_DIRECTION:_ No pictures belong in the copy; return exactly the lines from the one with "Rebuild this screenshot" through the one with "import React from", both ends included, and nothing else.

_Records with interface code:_
%%
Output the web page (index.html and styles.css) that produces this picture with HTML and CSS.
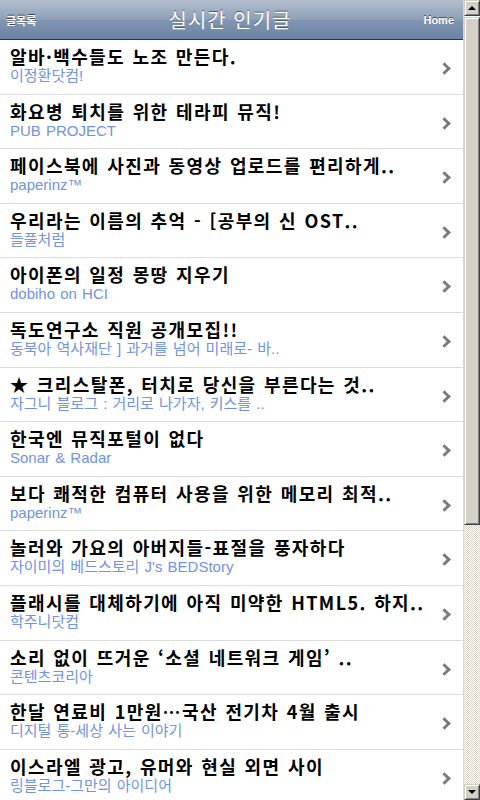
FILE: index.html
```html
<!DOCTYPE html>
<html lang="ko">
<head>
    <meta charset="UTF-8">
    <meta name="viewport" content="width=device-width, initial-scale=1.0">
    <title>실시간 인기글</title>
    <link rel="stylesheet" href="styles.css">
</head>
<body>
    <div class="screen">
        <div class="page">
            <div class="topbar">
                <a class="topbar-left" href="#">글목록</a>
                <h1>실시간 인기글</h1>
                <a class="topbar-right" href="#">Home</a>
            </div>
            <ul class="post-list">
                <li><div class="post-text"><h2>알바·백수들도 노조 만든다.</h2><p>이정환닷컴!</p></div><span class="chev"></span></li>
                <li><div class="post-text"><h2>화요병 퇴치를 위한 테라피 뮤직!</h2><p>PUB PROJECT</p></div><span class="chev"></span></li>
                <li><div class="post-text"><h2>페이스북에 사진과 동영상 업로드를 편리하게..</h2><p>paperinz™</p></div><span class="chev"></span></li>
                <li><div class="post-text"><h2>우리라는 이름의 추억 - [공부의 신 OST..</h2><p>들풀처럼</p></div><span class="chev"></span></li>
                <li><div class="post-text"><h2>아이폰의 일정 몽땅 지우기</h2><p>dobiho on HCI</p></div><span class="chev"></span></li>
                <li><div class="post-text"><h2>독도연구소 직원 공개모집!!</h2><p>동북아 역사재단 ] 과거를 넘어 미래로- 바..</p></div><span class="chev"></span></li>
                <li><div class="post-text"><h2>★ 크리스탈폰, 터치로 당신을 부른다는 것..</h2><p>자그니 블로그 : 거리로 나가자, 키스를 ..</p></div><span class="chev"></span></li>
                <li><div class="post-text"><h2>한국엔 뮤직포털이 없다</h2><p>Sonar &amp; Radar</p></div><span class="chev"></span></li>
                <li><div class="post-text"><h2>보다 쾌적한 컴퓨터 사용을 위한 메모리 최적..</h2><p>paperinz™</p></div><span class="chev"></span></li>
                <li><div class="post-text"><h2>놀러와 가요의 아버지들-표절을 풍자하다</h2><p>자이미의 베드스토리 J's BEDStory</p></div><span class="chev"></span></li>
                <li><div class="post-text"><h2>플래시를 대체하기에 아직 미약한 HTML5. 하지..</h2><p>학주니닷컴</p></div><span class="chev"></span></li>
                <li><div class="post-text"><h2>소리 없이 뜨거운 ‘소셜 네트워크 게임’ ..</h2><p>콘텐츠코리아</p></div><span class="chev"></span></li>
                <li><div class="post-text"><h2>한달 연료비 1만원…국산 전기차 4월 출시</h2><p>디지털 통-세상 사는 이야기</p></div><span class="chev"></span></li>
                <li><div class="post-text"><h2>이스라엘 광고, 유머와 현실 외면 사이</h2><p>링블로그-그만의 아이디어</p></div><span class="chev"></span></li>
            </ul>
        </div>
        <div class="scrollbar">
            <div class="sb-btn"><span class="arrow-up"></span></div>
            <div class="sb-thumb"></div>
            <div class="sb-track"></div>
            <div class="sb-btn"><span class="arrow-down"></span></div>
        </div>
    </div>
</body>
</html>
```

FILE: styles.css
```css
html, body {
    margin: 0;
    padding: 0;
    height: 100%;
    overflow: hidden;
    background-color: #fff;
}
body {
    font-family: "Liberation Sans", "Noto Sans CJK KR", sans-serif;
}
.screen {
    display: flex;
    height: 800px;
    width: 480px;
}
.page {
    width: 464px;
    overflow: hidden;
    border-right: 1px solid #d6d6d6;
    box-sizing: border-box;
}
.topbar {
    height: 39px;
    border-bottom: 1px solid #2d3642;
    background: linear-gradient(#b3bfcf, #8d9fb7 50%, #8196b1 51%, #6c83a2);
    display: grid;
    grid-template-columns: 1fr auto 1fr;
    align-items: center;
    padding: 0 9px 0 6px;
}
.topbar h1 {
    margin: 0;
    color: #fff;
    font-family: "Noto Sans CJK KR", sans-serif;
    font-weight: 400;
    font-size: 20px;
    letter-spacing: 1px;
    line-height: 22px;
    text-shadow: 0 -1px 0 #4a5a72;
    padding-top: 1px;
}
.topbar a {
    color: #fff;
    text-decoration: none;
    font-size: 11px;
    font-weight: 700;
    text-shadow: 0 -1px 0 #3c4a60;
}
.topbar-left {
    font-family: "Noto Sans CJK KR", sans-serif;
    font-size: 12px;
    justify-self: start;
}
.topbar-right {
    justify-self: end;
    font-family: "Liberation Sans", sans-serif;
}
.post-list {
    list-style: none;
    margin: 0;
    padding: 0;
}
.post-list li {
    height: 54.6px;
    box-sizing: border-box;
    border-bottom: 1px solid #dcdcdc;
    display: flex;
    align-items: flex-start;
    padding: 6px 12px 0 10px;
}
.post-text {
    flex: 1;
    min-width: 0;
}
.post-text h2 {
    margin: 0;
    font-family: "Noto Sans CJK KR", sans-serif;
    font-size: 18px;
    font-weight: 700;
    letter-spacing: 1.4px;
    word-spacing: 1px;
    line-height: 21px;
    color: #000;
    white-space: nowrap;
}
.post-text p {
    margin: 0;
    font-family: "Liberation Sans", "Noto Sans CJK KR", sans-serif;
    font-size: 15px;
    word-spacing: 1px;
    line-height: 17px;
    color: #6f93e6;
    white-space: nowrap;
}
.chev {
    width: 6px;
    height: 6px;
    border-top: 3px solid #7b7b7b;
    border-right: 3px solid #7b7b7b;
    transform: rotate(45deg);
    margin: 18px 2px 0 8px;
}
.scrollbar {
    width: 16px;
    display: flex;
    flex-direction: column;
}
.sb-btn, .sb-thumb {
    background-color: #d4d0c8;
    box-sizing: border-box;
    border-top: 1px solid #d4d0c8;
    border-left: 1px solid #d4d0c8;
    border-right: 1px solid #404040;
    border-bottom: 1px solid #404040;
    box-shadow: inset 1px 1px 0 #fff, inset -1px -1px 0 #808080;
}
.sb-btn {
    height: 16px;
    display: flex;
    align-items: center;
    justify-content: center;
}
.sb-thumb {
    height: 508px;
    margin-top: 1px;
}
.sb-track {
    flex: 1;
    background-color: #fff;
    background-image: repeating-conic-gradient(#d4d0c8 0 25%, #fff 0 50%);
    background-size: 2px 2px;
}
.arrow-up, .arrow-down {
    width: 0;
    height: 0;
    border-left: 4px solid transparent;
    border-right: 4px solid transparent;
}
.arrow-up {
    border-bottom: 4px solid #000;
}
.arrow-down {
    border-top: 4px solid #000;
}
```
%%
%%
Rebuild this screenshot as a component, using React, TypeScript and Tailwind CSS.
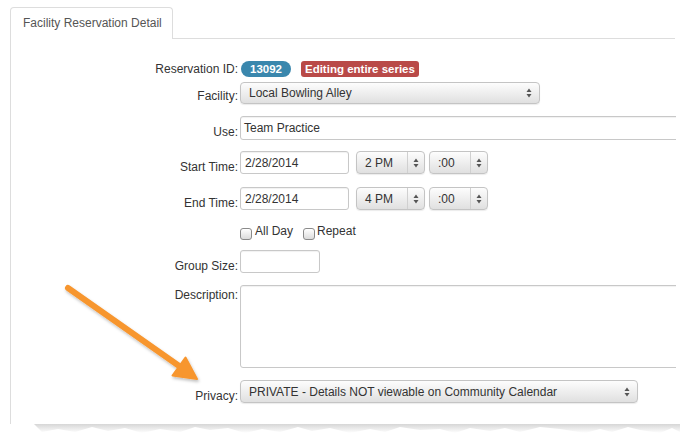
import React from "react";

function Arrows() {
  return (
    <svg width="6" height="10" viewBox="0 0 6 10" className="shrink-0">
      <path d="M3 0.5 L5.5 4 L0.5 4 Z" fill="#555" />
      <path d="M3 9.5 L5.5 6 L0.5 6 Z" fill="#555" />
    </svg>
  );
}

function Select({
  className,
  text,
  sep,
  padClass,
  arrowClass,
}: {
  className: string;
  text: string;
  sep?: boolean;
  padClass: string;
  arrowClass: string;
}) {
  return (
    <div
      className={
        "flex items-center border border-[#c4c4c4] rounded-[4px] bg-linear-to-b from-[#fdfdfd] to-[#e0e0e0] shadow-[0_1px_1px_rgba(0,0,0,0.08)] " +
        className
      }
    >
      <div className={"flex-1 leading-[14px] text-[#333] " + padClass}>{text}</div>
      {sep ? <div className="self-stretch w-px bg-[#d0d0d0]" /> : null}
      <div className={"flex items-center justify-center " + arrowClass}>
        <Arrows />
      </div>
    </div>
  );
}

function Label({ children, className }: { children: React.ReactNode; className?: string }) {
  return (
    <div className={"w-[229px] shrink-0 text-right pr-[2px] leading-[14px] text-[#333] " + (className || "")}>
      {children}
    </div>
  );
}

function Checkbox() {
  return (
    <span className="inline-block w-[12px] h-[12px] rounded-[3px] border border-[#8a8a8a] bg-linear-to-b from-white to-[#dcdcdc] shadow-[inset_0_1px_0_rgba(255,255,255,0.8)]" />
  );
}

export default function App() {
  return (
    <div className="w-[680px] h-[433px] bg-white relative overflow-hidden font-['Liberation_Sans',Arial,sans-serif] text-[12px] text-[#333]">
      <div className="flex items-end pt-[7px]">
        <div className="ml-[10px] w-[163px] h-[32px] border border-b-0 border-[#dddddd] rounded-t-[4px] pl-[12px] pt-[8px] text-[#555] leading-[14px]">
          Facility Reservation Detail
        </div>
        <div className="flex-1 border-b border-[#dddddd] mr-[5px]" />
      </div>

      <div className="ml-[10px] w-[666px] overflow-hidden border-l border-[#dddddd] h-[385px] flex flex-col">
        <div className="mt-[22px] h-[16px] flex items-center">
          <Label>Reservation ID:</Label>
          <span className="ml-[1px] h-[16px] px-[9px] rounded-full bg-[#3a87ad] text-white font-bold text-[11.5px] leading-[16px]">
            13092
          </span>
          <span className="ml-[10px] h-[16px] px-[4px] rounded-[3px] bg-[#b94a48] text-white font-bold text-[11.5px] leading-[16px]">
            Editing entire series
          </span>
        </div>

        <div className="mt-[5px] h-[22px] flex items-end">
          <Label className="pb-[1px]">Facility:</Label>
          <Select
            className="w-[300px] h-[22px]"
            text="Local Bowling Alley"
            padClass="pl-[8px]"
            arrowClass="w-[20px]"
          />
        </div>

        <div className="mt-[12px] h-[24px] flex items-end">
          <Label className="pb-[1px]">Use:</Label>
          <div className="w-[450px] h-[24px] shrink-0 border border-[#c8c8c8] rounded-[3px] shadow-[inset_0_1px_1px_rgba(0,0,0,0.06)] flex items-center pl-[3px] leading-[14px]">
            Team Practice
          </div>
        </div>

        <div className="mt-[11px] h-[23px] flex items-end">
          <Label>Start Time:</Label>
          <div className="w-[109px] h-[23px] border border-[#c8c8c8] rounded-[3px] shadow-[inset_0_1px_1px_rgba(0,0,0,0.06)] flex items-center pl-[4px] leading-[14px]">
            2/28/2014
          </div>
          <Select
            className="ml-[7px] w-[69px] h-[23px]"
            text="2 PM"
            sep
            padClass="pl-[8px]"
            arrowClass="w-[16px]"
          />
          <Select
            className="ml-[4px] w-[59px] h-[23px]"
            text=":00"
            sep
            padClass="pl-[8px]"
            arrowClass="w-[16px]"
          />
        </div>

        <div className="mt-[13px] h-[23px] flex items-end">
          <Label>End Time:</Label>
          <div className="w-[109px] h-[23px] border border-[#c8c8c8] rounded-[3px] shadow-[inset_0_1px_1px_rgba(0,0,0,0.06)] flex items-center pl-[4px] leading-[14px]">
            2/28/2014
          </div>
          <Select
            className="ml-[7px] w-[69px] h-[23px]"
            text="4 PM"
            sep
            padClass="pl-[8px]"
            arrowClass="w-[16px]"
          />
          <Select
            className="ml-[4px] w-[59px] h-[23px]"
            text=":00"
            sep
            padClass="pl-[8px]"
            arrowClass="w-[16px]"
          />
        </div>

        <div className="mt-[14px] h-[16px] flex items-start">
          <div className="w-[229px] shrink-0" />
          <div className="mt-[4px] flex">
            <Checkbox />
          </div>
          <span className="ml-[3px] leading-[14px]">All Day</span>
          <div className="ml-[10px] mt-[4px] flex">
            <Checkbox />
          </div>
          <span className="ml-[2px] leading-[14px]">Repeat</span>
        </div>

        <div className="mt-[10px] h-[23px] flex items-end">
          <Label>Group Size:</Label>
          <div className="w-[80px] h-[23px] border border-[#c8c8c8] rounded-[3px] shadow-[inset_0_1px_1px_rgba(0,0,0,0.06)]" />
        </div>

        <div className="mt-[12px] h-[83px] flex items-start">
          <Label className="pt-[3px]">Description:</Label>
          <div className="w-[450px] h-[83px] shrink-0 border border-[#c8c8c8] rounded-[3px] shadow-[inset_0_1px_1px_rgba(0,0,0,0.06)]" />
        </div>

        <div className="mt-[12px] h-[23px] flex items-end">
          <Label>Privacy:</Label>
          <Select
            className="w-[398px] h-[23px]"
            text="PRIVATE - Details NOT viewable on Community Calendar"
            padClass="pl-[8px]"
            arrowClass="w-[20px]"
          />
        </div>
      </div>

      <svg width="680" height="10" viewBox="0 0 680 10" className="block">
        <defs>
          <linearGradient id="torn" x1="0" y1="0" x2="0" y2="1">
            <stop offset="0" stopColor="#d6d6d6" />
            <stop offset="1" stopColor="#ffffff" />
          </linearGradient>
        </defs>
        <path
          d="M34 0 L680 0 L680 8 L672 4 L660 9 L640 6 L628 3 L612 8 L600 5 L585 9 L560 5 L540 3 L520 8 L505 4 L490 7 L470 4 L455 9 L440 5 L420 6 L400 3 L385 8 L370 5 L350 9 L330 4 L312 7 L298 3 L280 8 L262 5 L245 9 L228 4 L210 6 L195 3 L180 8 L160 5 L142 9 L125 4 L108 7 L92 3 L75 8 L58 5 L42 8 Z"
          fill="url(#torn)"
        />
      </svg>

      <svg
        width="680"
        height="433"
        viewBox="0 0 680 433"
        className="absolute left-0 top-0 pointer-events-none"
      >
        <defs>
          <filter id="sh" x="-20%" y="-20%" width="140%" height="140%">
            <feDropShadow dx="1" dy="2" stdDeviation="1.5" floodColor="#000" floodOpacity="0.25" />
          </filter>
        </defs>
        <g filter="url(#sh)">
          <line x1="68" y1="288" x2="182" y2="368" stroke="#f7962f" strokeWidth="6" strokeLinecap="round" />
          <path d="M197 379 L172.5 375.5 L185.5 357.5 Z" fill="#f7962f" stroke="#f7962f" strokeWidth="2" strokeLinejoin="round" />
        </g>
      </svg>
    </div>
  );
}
%%
_FINAL RESULT:_
Rebuild this screenshot as a component, using React, TypeScript and Tailwind CSS.
import React from "react";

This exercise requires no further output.